Clickbait conquered rap journalism — Megan Thee Stallion paid the price (L) DJ Akademiks. Photo by Earl Gibson III/Getty Images. (R) Kai Cenat. Photo by Amy Sussman/Getty Images  

“I was surprised at how focused he seemed to be online,” Cuniff told GQ’s Heven Haile. ”It makes sense when you're an entertainer and your whole livelihood depends on popularity and people being drawn to you. But it doesn't matter in the courtroom at all. I was like, ‘These guys seem completely gassed up on Instagram, [Shade Room] comments, and the jury.’”

In 2021, Lanez appeared on Adin Ross’s livestream. Ross is close with Andrew Tate and, like No Jumper, has previously platformed white supremacists; Lanez’s freestyle on Ross’s stream ended up trending on TikTok. Kai Cenat, one of the biggest streamers in the world, was hanging out with Tory Lanez just last year; Cenat, along with fellow megastreamer IShowSpeed, recently inked a deal with right-wing livestream platform Rumble (Akademiks has also signed onto the controversial platform, known for hosting conservative pundits and ”funded in part by tech billionaire Peter Thiel and Republican Ohio senator J.D. Vance.”) It’s no coincidence that the majority of these streamers’ viewers are young men in their teens and early 20s, a demographic that is susceptible to online radicalization and are frequently served Manosphere-aligned content and digital misogynoir by social media algorithms.

Local journalism is in steep decline across the nation... The net result is less and lower-quality coverage of rap and hip-hop.

Rap culture’s close affinity with capitalism and conservatism isn’t exactly novel, but with prominent Black tabloids and hip-hop blogs promoting and aggregating misinformation, the scarce supply of consistent, well-reported rap journalism is becoming a crisis. Twitter and TikTok were already tilted in favor of misinformation, but pushes for increased monetization and tech sector layoffs have allowed bad actors to run rampant. And while readers with longer memories may recall a time before every music website looked like a hybrid of TMZ and PR Newswire, they’d be hard-pressed to find a contemporary alternative to the SEO-optimized slop churned out for ad impressions just about everywhere. That’s left plenty of room for unscrupulous infotainment bloggers to stir up outrage and farm clicks.

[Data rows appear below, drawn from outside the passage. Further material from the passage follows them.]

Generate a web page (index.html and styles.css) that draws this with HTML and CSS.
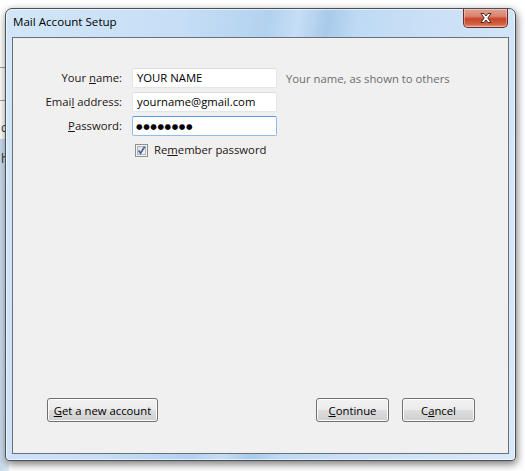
FILE: index.html
```html
<!DOCTYPE html>
<html>
<head>
<meta charset="utf-8">
<title>Mail Account Setup</title>
<link rel="stylesheet" href="styles.css">
</head>
<body>
<div class="desktop">
  <div class="backapp">
    <div class="bk-line l1"></div>
    <div class="bk-line l2"></div>
    <div class="bk-text t1">c</div>
    <div class="bk-strip"><span class="bk-text t2">h</span></div>
  </div>

  <div class="window">
    <div class="titlebar">
      <span class="title">Mail Account Setup</span>
      <div class="close">
        <svg width="20" height="12" viewBox="0 0 20 12">
          <path d="M5 1.5 L8 1.5 L10 4 L12 1.5 L15 1.5 L11.8 6 L15 10.5 L12 10.5 L10 8 L8 10.5 L5 10.5 L8.2 6 Z" fill="#fff" stroke="#4a2a22" stroke-width="1" stroke-linejoin="round"/>
        </svg>
      </div>
    </div>
    <div class="client">
      <div class="form">
        <label class="lbl">Your <u>n</u>ame:</label>
        <div class="field">YOUR NAME</div>
        <span class="hint">Your name, as shown to others</span>

        <label class="lbl">Emai<u>l</u> address:</label>
        <div class="field">yourname@gmail.com</div>
        <span></span>

        <label class="lbl"><u>P</u>assword:</label>
        <div class="field focused"><span class="dots">●●●●●●●●</span></div>
        <span></span>

        <span></span>
        <div class="remember">
          <svg class="cb" width="13" height="13" viewBox="0 0 13 13">
            <defs>
              <linearGradient id="cbg" x1="0" y1="0" x2="1" y2="1">
                <stop offset="0" stop-color="#dcdcdc"/>
                <stop offset="1" stop-color="#fbfbfb"/>
              </linearGradient>
            </defs>
            <rect x="0.5" y="0.5" width="12" height="12" fill="#f4f4f4" stroke="#8f8f8f"/>
            <rect x="2.5" y="2.5" width="8" height="8" fill="url(#cbg)" stroke="#aeb3b9"/>
            <path d="M3.6 6.4 L5.6 9.3 L9.6 2.8" fill="none" stroke="#4b61a6" stroke-width="1.7"/>
          </svg>
          <span>Re<u>m</u>ember password</span>
        </div>
        <span></span>
      </div>

      <div class="spacer"></div>

      <div class="buttons">
        <button class="btn wide"><u>G</u>et a new account</button>
        <div class="grow"></div>
        <button class="btn"><u>C</u>ontinue</button>
        <button class="btn">C<u>a</u>ncel</button>
      </div>
    </div>
  </div>
</div>
</body>
</html>
```
FILE: styles.css
```css
* { box-sizing: border-box; }

html, body {
  margin: 0;
  padding: 0;
  background: #ffffff;
}

.desktop {
  position: relative;
  width: 525px;
  height: 471px;
  overflow: hidden;
  font-family: "Open Sans", "Noto Sans", sans-serif;
  font-size: 11.3px;
}

/* application behind the dialog */
.backapp {
  position: absolute;
  left: 0;
  top: 0;
  width: 40px;
  height: 471px;
  background: #ffffff;
}
.bk-line {
  height: 1px;
  background: #a0a0a0;
  margin: 0;
}
.bk-line.l1 { margin-top: 67px; }
.bk-line.l2 { margin-top: 32px; }
.bk-text {
  display: block;
  color: #333;
  font-size: 12px;
  line-height: 14px;
  padding-left: 1px;
}
.bk-text.t1 { margin-top: 20px; }
.bk-strip {
  margin-top: 4px;
  height: 340px;
  background: linear-gradient(90deg, #c7dbee 0, #dde9f5 8px, #ffffff 10px);
}
.bk-text.t2 { padding-top: 13px; }

/* dialog window */
.window {
  position: absolute;
  left: 5px;
  top: 8px;
  width: 511px;
  height: 453px;
  border: 1px solid #4a4f55;
  border-radius: 7px 7px 4px 4px;
  padding: 0 6px 6px 6px;
  display: flex;
  flex-direction: column;
  background: linear-gradient(100deg, #d3e6f9 0%, #c6def6 30%, #b3d2ef 45%, #c6def6 50%, #a9caea 55%, #bedaf4 60%, #cae0f6 72%, #d8e9f9 100%);
  box-shadow: 0 0 0 1px rgba(255,255,255,0.6) inset, 1px 3px 9px rgba(0,0,0,0.55);
}

.titlebar {
  height: 28px;
  display: flex;
  align-items: flex-start;
  flex-shrink: 0;
}
.title {
  margin-top: 5px;
  margin-left: 1px;
  font-size: 11.6px;
  color: #000;
  line-height: 16px;
}
.close {
  margin-left: auto;
  margin-right: 1px;
  width: 45px;
  height: 19px;
  border: 1px solid #6b2d23;
  border-top: none;
  border-radius: 0 0 5px 5px;
  background: linear-gradient(180deg, #e2a292 0%, #d9826c 40%, #c8452a 55%, #d16143 85%, #e5a08a 100%);
  display: flex;
  align-items: center;
  justify-content: center;
  box-shadow: inset 0 0 0 1px rgba(255,255,255,0.35);
}
.close svg { display: block; }

.client {
  flex: 1;
  background: #f0f0f0;
  border: 1px solid #686f78;
  display: flex;
  flex-direction: column;
  color: #1e1414;
}

.form {
  margin-top: 30px;
  display: grid;
  grid-template-columns: 109px 145px auto;
  column-gap: 10px;
  row-gap: 4px;
  align-items: center;
}
.lbl {
  text-align: right;
  line-height: 20px;
  white-space: nowrap;
}
.field {
  height: 20px;
  background: #fff;
  border: 1px solid #e2e5ea;
  border-top-color: #dadde2;
  border-radius: 2px;
  padding: 0 0 0 4px;
  line-height: 18px;
  color: #000;
  white-space: nowrap;
  overflow: hidden;
}
.field.focused {
  border-color: #8fbde9;
  border-top-color: #5a99d8;
  padding-left: 3px;
}
.dots {
  font-family: "DejaVu Sans", sans-serif;
  font-size: 7.5px;
  letter-spacing: 0.6px;
  position: relative;
  top: -1px;
}
.hint {
  color: #6d6d6d;
  margin-left: -1px;
  white-space: nowrap;
}
.remember {
  display: flex;
  align-items: center;
  gap: 6px;
  margin-top: 2px;
  padding-left: 3px;
  line-height: 16px;
}
.cb { display: block; flex-shrink: 0; }

.spacer { flex: 1; }

.buttons {
  display: flex;
  align-items: center;
  gap: 13px;
  padding: 0 33px 31px 34px;
}
.grow { flex: 1; }
.btn {
  font-family: inherit;
  font-size: 11.3px;
  color: #000;
  height: 24px;
  width: 73px;
  padding: 0;
  border: 1px solid #707070;
  border-radius: 3px;
  background: linear-gradient(180deg, #f2f2f2 0%, #ebebeb 48%, #dddddd 52%, #cfcfcf 100%);
  box-shadow: inset 0 0 0 1px #fcfcfc;
}
.btn.wide { width: 111px; }
```
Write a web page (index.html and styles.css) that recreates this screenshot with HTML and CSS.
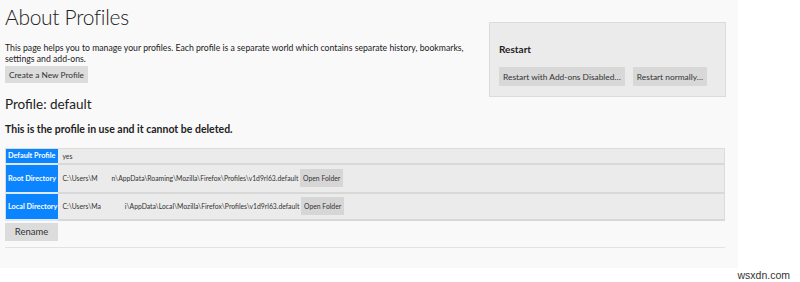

“When I talk to people about the data around the prevalence and pervasiveness of violence against Black women," Ohio State University Professor Treva Lindsey told Vox back in December, "their jaws drop because they don’t really conceive of it as an everyday occurrence… And so they treat it as something to choose a side on... The broad consideration here is that 40 percent of Black women at some point in their lifetime will experience some form of physical violence… getting people to understand the gravity of this problem, the reality of interpersonal violence, and its frequency is an important part of this work.”

In May, Megan Thee Stallion wrote about the personal toll of the case in an editorial for Elle. “For years, my attacker tried to leverage social media to take away my power,” she wrote. “I persevered, even as people treated my trauma like a running joke.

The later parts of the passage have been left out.